-- begin RECORDS TO PROCESS --

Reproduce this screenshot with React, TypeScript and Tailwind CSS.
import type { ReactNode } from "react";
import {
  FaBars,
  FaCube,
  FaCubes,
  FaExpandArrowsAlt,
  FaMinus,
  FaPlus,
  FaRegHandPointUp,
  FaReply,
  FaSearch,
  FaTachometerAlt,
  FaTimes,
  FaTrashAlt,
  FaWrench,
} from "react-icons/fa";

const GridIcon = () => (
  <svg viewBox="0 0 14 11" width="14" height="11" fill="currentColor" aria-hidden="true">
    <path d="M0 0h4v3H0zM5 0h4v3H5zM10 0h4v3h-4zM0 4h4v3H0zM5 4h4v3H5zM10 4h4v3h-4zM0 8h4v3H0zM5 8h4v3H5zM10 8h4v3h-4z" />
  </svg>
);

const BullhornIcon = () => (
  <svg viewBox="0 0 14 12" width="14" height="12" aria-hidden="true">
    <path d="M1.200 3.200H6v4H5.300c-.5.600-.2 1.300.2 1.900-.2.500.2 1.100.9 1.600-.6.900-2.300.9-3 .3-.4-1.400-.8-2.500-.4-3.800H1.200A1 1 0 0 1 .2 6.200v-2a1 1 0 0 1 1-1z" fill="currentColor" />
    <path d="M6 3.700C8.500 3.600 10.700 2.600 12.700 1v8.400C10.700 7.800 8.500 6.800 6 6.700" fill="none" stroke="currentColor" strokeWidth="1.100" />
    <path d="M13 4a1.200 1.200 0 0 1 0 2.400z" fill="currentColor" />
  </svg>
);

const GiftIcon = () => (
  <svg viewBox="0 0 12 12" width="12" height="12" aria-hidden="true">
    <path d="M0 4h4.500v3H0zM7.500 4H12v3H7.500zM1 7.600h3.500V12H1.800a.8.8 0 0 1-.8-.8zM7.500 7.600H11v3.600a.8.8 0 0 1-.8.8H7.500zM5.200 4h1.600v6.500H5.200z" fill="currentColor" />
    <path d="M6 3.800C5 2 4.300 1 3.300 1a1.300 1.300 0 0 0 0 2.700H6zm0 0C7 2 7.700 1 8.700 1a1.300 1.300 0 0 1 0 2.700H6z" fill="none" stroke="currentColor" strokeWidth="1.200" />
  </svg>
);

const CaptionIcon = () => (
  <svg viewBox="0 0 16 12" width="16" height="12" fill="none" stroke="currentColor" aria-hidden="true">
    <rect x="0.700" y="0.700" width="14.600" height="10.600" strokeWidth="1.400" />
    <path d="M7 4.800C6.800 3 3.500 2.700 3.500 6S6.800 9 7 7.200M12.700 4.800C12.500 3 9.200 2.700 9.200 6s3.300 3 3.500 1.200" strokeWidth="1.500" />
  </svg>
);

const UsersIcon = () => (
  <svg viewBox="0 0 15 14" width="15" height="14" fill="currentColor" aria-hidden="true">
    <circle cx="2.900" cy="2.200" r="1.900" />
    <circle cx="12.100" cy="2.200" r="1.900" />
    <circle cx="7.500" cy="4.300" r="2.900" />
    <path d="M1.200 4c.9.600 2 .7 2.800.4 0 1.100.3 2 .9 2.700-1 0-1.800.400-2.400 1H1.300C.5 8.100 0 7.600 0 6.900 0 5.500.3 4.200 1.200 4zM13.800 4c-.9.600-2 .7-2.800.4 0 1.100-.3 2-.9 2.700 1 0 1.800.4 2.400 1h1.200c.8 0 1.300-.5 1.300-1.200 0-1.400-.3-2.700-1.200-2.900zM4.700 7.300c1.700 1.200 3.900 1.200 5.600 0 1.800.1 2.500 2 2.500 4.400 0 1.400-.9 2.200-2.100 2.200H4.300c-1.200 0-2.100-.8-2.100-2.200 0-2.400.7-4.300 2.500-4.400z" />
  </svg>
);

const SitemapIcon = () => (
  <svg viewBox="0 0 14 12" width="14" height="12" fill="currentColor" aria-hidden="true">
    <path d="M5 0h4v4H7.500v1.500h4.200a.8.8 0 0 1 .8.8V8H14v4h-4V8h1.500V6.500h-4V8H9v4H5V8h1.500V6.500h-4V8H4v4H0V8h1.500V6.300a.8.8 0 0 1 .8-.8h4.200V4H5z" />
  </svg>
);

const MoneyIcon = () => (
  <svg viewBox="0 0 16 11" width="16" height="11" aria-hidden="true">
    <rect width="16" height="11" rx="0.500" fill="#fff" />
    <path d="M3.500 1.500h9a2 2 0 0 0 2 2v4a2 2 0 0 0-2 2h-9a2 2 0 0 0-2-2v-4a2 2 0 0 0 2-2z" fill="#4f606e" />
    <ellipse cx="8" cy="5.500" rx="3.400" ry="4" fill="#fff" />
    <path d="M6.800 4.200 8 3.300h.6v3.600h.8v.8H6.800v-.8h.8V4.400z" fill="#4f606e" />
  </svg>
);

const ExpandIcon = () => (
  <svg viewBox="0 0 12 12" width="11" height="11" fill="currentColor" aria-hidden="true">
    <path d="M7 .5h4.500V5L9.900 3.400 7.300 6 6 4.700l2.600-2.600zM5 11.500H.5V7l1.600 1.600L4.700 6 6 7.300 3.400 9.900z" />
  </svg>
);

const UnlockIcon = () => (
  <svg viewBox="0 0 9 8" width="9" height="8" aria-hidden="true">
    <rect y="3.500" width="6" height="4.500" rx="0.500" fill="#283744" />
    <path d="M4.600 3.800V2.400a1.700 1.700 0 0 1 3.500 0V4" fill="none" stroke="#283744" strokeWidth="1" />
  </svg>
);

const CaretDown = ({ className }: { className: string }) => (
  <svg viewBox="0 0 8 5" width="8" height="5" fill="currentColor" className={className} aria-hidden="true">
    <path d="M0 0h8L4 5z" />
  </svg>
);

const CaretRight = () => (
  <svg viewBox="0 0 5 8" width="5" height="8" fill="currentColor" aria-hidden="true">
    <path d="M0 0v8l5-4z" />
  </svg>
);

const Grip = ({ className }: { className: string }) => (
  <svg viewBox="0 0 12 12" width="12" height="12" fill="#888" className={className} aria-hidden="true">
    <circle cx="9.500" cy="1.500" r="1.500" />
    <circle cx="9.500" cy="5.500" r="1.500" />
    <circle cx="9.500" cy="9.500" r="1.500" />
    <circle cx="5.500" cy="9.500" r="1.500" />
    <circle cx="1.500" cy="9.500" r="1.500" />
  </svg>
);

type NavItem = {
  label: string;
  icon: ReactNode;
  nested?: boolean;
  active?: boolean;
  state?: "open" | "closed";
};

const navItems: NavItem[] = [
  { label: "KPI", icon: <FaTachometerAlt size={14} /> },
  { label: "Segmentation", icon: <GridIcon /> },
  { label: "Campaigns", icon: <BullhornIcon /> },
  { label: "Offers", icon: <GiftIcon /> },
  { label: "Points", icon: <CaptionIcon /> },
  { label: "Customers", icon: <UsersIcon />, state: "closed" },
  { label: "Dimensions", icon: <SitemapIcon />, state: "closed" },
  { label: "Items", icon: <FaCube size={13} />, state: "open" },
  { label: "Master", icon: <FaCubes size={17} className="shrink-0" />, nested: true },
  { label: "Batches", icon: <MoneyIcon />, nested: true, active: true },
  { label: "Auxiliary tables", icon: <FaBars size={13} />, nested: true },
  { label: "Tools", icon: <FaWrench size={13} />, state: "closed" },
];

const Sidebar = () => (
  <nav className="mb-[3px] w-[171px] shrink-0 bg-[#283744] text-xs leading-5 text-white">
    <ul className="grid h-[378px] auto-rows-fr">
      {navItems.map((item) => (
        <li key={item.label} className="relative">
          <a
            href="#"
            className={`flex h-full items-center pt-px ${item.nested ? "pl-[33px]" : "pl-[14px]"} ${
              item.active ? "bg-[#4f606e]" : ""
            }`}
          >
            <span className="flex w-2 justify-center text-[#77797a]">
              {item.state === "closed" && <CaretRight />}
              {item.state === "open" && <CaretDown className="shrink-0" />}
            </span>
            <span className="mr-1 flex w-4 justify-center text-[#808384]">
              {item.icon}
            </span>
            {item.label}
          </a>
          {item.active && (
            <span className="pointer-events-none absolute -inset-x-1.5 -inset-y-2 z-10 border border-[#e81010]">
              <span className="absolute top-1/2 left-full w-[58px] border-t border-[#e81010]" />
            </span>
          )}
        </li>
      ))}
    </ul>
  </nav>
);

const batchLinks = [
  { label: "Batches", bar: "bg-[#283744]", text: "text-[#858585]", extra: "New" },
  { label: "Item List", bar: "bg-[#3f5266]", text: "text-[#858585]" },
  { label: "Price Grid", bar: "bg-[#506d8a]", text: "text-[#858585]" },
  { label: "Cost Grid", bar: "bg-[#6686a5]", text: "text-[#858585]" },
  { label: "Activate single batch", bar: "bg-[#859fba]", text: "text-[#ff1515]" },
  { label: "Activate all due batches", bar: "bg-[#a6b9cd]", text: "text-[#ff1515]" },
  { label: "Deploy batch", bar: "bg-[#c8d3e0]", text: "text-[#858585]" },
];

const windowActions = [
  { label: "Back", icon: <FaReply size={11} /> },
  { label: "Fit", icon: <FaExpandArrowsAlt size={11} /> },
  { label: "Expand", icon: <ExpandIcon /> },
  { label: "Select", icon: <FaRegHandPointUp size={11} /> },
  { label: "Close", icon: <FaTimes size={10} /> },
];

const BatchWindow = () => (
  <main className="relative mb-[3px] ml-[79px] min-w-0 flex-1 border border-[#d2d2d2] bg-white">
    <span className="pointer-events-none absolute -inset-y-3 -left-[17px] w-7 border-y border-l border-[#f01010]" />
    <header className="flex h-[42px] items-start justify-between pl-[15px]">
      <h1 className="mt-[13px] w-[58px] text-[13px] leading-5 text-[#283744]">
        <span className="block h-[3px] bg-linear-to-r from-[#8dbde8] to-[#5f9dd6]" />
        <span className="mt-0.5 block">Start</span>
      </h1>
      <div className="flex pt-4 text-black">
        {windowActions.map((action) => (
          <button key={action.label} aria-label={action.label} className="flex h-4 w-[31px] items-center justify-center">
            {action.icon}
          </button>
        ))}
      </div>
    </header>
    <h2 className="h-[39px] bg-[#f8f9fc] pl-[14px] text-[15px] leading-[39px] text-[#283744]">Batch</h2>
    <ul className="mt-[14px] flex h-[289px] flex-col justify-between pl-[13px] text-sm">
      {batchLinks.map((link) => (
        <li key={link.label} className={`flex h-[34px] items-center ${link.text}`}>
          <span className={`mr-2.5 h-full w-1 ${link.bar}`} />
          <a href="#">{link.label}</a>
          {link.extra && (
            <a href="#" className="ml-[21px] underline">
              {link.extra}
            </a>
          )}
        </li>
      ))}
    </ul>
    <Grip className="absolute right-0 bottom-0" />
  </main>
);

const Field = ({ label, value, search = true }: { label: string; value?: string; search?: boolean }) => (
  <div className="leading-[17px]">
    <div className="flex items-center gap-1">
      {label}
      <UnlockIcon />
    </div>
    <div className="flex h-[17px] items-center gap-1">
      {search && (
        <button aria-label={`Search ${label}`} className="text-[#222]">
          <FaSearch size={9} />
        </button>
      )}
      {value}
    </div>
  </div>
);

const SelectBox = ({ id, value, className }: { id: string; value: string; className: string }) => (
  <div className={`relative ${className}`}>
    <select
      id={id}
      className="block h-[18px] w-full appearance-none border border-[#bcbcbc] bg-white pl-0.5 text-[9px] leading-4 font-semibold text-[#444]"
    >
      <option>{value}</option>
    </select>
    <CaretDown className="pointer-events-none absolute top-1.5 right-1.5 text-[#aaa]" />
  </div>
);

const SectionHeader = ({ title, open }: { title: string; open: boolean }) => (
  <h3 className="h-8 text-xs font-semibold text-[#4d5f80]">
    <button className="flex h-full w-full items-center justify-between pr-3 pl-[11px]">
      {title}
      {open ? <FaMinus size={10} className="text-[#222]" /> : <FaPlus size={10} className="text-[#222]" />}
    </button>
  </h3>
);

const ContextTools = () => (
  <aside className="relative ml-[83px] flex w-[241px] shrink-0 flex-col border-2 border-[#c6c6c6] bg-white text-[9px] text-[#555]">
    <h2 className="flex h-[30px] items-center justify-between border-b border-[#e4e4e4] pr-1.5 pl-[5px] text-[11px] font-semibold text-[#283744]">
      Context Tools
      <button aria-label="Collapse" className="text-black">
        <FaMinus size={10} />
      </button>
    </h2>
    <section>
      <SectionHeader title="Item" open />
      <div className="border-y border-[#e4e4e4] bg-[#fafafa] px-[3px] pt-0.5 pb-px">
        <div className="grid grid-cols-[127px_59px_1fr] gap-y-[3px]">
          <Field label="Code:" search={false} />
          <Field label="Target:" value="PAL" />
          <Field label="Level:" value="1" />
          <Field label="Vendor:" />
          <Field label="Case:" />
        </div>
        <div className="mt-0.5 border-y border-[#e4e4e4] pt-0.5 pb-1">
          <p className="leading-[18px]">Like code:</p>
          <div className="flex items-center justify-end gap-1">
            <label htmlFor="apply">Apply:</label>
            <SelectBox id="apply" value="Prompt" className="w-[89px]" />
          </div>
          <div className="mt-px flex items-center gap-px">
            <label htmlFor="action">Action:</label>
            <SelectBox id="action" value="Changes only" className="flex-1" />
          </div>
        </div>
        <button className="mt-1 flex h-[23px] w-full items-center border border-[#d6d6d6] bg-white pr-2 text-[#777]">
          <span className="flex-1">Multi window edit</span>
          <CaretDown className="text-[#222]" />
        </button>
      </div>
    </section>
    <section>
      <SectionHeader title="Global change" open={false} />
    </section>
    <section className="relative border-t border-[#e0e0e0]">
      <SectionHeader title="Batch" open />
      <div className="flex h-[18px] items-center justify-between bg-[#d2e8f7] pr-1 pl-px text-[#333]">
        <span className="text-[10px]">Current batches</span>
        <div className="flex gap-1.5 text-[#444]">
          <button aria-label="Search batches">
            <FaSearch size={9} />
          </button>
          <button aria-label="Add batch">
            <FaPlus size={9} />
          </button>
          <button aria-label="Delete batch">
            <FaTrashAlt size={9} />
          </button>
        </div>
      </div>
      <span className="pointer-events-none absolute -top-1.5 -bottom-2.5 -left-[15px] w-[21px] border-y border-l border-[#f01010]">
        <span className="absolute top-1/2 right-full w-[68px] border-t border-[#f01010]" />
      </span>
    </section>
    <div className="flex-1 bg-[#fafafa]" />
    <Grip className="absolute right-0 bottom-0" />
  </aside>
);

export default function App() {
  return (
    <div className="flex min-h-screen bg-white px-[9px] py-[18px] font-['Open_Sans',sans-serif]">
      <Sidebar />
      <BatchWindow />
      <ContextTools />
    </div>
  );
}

-- end RECORDS TO PROCESS --
-- begin RECORDS TO PROCESS --

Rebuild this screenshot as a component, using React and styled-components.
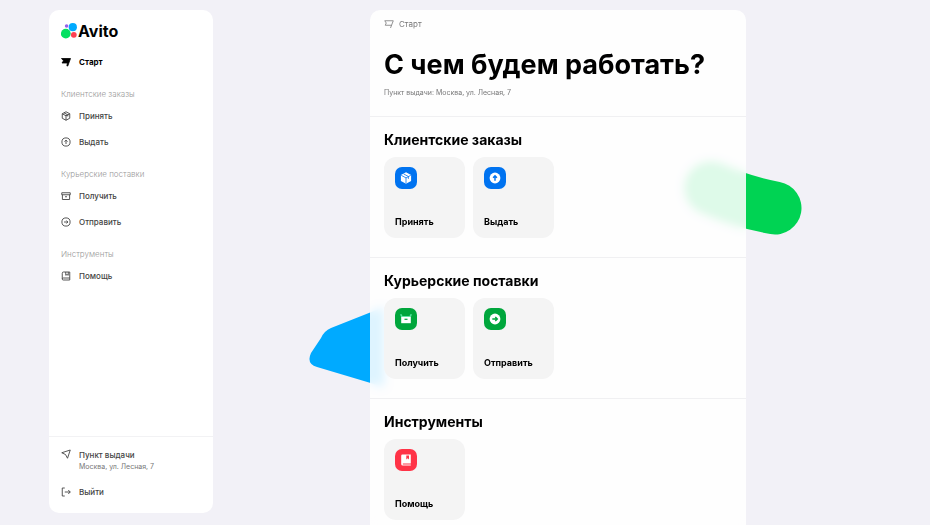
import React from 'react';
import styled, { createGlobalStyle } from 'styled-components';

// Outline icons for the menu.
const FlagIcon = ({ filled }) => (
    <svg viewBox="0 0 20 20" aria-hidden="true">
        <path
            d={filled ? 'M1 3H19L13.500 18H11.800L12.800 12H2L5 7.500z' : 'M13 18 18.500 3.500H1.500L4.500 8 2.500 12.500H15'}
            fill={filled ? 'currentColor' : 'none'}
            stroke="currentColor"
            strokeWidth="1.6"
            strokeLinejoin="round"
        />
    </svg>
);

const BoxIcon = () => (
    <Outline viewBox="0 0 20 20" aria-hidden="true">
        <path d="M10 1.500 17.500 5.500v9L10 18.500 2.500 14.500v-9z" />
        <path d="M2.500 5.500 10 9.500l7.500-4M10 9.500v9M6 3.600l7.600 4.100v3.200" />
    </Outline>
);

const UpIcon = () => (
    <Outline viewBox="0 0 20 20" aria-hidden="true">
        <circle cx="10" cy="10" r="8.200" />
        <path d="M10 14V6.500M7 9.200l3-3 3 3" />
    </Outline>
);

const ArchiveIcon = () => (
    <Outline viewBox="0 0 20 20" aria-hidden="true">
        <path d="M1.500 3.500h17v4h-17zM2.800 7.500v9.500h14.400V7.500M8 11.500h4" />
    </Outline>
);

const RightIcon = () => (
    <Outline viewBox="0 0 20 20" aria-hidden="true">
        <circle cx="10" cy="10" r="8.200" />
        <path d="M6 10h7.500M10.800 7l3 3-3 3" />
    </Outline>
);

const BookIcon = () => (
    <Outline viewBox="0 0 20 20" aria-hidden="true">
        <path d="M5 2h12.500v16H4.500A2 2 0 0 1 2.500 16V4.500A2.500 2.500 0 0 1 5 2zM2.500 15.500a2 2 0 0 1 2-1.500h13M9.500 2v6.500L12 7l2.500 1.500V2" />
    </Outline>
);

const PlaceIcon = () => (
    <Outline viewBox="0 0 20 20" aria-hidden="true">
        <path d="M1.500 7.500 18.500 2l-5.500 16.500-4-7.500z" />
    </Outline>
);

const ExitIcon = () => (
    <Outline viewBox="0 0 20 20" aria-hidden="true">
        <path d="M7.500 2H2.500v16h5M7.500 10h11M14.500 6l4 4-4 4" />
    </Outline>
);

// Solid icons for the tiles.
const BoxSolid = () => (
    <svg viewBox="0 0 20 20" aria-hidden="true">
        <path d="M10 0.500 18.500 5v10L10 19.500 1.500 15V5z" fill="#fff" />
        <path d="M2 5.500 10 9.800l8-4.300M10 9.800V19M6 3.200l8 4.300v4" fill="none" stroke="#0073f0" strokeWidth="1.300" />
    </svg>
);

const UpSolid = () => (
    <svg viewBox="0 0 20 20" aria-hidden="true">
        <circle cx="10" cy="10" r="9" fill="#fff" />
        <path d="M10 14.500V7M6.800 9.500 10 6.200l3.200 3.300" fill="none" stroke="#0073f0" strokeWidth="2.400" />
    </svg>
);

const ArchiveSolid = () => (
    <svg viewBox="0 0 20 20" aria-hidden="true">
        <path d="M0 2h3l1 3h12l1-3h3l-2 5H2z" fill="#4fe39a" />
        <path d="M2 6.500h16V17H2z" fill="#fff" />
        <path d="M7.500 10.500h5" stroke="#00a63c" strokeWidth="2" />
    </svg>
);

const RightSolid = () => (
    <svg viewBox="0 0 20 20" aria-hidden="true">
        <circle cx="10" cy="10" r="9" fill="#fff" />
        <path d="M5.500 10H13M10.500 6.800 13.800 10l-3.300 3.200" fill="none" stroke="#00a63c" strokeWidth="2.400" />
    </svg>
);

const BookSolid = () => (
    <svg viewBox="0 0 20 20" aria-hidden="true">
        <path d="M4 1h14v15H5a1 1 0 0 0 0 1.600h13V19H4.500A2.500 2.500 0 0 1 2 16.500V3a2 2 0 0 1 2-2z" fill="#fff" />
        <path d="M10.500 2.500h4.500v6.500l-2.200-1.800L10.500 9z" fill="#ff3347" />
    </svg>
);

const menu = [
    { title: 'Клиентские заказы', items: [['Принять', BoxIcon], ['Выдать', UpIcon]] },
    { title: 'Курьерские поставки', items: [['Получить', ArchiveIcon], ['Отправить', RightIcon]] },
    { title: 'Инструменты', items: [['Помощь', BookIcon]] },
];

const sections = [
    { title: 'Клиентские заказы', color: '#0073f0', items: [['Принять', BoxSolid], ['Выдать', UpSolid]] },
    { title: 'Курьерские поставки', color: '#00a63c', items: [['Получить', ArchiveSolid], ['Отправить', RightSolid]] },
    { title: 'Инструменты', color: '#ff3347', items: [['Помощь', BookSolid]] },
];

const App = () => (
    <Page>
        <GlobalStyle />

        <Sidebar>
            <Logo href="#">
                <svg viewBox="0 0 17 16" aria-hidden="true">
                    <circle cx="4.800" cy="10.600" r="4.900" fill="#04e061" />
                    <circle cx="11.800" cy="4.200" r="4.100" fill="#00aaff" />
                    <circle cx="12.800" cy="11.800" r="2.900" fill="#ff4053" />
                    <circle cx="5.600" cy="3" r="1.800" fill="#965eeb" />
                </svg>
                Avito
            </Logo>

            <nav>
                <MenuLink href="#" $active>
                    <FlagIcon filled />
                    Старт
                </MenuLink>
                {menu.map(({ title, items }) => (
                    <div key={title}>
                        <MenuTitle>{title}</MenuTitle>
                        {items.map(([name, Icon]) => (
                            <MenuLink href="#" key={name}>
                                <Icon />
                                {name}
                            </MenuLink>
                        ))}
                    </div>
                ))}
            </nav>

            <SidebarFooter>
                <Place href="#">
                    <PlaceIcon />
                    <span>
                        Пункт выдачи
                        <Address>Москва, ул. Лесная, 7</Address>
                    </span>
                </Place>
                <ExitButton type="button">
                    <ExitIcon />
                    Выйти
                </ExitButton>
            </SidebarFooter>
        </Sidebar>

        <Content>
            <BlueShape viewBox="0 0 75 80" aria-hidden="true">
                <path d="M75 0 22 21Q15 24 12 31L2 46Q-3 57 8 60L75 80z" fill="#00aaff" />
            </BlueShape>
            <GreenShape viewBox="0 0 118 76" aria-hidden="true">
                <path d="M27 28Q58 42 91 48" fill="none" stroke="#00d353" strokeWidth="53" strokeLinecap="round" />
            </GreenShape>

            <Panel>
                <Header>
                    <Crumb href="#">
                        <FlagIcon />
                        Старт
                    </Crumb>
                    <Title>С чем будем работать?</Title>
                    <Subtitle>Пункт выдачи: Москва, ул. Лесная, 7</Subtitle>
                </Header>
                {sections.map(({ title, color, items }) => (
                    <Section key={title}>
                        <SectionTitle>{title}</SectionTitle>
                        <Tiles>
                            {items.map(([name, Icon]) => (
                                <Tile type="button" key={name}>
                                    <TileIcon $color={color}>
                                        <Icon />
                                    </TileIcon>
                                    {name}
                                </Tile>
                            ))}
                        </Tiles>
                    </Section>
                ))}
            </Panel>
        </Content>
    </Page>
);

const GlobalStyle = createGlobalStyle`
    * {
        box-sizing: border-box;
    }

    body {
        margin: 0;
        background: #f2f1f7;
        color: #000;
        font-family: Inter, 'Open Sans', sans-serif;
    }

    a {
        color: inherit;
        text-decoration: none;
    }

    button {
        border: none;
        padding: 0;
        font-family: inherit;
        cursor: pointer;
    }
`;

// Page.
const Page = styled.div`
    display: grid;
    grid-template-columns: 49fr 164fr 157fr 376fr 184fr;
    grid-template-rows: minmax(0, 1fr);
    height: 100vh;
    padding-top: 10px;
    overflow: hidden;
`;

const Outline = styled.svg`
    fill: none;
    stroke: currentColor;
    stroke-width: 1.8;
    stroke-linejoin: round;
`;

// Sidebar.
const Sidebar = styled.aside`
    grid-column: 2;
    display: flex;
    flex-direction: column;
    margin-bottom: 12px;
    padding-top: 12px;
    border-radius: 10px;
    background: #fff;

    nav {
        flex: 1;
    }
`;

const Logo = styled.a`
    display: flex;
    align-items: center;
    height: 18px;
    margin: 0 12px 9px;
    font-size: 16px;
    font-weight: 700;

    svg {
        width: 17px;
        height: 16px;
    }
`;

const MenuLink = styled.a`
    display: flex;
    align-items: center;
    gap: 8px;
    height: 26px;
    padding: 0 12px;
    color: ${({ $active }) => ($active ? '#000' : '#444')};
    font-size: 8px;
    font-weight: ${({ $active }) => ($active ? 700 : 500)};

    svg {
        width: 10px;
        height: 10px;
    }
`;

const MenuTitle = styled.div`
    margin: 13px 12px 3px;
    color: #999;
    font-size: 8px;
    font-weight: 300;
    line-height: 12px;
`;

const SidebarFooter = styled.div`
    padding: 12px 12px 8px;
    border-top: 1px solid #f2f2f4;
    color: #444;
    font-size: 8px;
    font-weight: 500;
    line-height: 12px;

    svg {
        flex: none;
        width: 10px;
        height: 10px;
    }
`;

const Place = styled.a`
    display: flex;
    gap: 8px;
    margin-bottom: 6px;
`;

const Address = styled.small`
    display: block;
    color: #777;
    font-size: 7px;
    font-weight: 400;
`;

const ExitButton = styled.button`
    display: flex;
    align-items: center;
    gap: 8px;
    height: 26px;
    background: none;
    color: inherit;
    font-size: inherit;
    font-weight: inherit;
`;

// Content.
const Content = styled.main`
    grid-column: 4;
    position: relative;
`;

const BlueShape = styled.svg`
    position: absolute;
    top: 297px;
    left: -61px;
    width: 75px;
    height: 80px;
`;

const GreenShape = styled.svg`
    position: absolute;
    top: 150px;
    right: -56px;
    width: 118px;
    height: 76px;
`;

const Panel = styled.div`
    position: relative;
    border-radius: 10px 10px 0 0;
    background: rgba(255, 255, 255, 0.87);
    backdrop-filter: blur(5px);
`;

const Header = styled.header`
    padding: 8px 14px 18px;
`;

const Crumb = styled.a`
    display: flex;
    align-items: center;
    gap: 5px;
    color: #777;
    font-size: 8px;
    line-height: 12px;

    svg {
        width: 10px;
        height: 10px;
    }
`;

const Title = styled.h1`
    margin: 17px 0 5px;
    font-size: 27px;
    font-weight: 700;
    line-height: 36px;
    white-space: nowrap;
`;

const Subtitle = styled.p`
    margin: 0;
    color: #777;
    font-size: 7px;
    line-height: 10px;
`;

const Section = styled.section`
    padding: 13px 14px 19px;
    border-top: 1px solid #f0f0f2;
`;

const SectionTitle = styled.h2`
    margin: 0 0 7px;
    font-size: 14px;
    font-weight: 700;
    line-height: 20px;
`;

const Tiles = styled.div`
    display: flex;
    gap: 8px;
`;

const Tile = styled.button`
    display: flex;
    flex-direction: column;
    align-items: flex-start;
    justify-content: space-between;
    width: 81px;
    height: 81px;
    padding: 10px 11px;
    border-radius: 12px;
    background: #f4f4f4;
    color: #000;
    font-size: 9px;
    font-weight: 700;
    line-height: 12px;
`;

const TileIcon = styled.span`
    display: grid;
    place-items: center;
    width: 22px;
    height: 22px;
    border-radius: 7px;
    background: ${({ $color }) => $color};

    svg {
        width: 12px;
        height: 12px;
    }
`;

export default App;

-- end RECORDS TO PROCESS --

Identify the lines above with the word "screenshot". Copy them.

REPLY -
Reproduce this screenshot with React, TypeScript and Tailwind CSS.
Rebuild this screenshot as a component, using React and styled-components.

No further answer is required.